After years of using the web, I think I know a little about how web spidering works. The web spider hits your home page (provided it knows about it), then proceeds to follow the links on it. Precedence is given to the pages within your site that are linked most, or are top-level: in Lucire’s case, that would be the home page, and the HTML pages that come off it (the indices for fashion, beauty, travel, and lifestyle, among others). Weighting would be given to those linked more: with so many fashion stories on the site linking back to the fashion index, the one we’ve used since the mid-2000s, then the fashion index would rank highly. This, I thought, was conventional.
With Bing becoming Microsoft’s Wayback Machine and generally failing to pick up anything after 2009, there must be something else going on in search engine-land. After reporting on Google’s failures in January, I see little has improved. I was even able to do a Google search where 10 per cent of the top 50 results were repeated—which beats Bing’s 40 per cent—though I wasn’t able to replicate that for this post. But the issue is that this shouldn’t be happening at all.
Here were Google’s top 10 yesterday for site:lucire.com, with my remarks next to the entries. Like Bing, there’s a page on there that’s never been referred to; if it ever were linked, it would have been accidental (it’s the subdirectory for 2002 articles; we used to put an index.html redirect in those directories in case the pages were accidentally hit due to manual coding). The number of times lucire.com/2002 would have been referenced would be fewer than ten, maybe even fewer than five. But there it is, in third.
There are three framesets from 20 years ago that have made it into the top 10. There is Devin Colvin’s entertainment page from 2004–5 that also has not been linked to in 17-plus years—except by Bing and now, Google decides to make it top-10 prominent.
I’ve no feelings either way for a 2011 and a 2022 article to appear in the top 10, though it’s very, very strange that the top-level pages—pages that are linked throughout the site from articles dating from 2005 and later—don’t appear.

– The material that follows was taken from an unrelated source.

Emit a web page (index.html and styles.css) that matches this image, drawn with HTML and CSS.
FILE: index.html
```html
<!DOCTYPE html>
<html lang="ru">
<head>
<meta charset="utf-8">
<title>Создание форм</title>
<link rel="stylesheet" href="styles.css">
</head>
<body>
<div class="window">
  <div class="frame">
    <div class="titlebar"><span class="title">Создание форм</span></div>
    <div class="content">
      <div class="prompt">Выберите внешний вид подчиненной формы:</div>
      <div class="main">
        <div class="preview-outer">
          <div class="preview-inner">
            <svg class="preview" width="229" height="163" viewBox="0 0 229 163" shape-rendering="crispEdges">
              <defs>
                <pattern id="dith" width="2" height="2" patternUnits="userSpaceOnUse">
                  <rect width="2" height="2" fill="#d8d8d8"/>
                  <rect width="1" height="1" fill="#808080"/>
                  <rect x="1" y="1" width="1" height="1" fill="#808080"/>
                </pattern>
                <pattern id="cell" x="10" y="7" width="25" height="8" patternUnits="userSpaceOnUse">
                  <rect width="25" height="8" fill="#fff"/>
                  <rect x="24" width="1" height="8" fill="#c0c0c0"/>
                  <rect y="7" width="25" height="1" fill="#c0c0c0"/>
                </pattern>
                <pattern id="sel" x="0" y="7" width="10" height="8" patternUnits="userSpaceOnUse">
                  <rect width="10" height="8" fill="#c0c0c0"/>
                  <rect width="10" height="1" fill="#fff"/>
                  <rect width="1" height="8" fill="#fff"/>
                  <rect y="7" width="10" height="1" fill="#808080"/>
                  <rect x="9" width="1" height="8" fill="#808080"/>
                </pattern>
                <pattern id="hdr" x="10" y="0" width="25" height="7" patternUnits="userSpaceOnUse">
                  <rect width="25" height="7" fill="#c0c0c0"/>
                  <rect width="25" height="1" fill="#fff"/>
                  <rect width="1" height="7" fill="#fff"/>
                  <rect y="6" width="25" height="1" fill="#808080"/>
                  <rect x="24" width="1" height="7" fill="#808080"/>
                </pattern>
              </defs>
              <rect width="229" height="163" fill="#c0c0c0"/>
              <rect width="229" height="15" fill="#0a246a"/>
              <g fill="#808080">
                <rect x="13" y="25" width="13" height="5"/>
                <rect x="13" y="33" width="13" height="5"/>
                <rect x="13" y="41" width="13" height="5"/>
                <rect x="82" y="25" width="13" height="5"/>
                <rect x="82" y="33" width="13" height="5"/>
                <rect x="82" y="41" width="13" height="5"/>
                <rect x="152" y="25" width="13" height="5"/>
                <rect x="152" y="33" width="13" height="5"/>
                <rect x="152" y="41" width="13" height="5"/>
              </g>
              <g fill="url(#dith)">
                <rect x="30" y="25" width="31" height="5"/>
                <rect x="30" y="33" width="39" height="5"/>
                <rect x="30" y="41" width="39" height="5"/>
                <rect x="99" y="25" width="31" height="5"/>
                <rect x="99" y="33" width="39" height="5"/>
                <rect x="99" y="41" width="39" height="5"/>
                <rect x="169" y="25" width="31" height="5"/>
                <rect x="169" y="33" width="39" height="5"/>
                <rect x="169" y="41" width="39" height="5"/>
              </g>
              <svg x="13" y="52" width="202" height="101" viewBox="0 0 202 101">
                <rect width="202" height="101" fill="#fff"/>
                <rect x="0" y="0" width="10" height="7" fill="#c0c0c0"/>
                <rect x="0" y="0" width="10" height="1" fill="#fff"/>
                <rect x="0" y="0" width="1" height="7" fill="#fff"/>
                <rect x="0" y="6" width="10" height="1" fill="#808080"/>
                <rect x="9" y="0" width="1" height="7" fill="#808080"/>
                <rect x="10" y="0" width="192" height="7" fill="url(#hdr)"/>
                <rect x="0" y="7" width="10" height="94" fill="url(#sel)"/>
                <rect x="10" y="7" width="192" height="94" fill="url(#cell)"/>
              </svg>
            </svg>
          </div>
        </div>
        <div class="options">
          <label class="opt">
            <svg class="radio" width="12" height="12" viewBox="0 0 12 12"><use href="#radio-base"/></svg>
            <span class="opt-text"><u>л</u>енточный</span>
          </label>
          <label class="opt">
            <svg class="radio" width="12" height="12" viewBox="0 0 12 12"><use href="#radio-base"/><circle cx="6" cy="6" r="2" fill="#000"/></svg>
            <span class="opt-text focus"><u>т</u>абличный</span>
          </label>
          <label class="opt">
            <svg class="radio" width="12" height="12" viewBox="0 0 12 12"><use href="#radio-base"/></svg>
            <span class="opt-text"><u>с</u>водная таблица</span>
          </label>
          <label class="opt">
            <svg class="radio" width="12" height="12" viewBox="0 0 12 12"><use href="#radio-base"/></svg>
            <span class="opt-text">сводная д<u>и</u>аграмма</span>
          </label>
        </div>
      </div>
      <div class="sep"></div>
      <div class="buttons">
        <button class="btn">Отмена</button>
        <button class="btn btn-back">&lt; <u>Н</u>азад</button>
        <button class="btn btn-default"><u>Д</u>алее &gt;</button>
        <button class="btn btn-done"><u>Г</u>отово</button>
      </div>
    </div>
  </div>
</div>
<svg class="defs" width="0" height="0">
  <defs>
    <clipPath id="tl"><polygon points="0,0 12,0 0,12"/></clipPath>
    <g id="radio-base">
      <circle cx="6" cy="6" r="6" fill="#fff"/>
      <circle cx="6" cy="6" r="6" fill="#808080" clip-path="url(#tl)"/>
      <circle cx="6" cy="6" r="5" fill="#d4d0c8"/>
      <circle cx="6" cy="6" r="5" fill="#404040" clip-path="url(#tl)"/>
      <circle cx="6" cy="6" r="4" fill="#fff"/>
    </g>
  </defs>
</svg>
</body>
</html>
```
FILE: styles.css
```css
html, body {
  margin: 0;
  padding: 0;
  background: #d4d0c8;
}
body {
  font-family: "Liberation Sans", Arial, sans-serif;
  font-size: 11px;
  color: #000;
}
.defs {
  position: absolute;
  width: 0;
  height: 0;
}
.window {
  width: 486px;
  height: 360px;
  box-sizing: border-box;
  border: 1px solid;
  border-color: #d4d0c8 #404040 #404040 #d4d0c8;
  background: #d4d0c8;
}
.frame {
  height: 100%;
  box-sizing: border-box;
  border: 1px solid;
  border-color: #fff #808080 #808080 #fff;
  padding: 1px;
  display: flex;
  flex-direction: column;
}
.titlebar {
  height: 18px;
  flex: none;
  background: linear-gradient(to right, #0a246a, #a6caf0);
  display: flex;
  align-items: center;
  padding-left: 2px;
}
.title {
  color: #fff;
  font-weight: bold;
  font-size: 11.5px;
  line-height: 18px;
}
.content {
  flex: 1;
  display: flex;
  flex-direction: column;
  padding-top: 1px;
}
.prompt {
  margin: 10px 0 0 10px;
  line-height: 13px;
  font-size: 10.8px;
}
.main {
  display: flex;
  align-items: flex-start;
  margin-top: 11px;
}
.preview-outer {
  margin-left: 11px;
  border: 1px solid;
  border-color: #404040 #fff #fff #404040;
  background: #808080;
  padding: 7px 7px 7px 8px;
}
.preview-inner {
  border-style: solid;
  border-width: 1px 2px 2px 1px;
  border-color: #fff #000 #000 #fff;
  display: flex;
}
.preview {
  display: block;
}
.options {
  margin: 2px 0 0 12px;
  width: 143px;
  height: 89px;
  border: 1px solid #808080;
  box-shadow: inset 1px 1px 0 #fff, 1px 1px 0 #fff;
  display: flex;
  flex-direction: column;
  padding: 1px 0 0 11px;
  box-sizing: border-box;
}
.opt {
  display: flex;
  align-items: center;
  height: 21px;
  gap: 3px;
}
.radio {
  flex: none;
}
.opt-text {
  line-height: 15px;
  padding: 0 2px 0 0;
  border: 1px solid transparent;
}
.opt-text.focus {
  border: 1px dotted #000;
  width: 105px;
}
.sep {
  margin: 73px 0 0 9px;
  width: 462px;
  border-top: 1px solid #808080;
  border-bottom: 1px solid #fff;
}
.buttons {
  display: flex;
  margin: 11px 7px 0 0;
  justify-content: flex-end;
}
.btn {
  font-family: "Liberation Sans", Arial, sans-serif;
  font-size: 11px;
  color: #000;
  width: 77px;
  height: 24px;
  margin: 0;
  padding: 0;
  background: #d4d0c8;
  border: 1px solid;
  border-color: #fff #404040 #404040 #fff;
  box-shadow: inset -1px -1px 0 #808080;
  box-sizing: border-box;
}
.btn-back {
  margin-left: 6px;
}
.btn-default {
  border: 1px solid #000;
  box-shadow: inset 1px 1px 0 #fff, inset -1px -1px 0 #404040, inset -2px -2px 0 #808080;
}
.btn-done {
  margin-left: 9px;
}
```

They used to in Google.
Google cannot hide behind the excuse that its service has worsened because the web’s content has worsened (a phenomenon, I might add, they created). Here is an existing site, one that has always been in their index (since Lucire pre-dates Google) and it’s doing a terrible job of indexing it and ranking the pages.

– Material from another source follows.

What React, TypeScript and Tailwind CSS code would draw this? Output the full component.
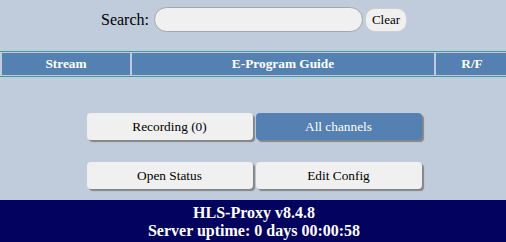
import React from "react";

const serif = { fontFamily: '"Liberation Serif", "Times New Roman", serif' };

export default function App() {
  const btn =
    "w-[166px] h-[27px] rounded-[4px] text-[13.33px] leading-none flex items-center justify-center shadow-[2px_2px_1px_#858585]";
  return (
    <div className="w-full h-[242px] overflow-hidden bg-[#c0ccdb]" style={serif}>
      <div className="w-[508px] h-[242px] flex flex-col">
        <div className="pt-[7px] flex justify-center items-center">
          <span className="text-[16px] leading-none text-black mr-[5px]">Search:</span>
          <div className="w-[209px] h-[25px] rounded-full bg-[#f0f0f0] border border-[#a6a6a6]" />
          <div className="ml-[2px] w-[42px] h-[24px] rounded-[10px] bg-[#f0f0f0] border border-[#cfcfcf] flex items-center justify-center text-[13px] leading-none text-black">
            Clear
          </div>
        </div>
        <div className="mt-[19px] border-t border-b border-[#3f9a9c] py-[1px] pl-[2px] flex gap-[2px] text-white font-bold text-[13.33px] leading-none">
          <div className="w-[128px] h-[22px] bg-[#5580b2] flex items-center justify-center">Stream</div>
          <div className="w-[302px] h-[22px] bg-[#5580b2] flex items-center justify-center">E-Program Guide</div>
          <div className="w-[72px] h-[22px] bg-[#5580b2] flex items-center justify-center">R/F</div>
        </div>
        <div className="mt-[36px] flex justify-center gap-[3px]">
          <div className={btn + " bg-[#f0f0f0] text-black"}>Recording (0)</div>
          <div className={btn + " bg-[#5580b2] text-white"}>All channels</div>
        </div>
        <div className="mt-[22px] flex justify-center gap-[3px]">
          <div className={btn + " bg-[#f0f0f0] text-black"}>Open Status</div>
          <div className={btn + " bg-[#f0f0f0] text-black"}>Edit Config</div>
        </div>
        <div className="mt-[11px] flex-1 bg-[#03035f] text-white font-bold text-[16px] leading-[18px] text-center pt-[4px]">
          <div>HLS-Proxy v8.4.8</div>
          <div>Server uptime: 0 days 00:00:58</div>
        </div>
      </div>
    </div>
  );
}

Brave, with its few pages, gets it right on a search just for Lucire (we can’t do site: there as that’s powered by Bing). It gives us the print ordering page, the beauty index, the news page, and the travel index (‘Volante’). Mojeek requires a search word so obviously that sways things, but even then it manages to come up with the current home page, ‘Volante’ index, and Lucire TV, which are acceptable. At least they’re current, and currently linked. Today, Bing has fallen to five results for site:lucire.com, its lowest ever, and four of those pages are framesets from 2002.
In fact, it might be time to see how it’s gone for our sample set.
Not great for us. There are some anomalies there, chiefly Google’s estimates of what it has for The Rake, and it seems Lucire’s on our way out of Bing altogether. Mojeek continues to be the most steady, stable and sensible of these three search engines.
If you’re relying on Google or Bing, you really need to think twice. Something has been wrong with Bing for some time, and it’s catching in Mountain View.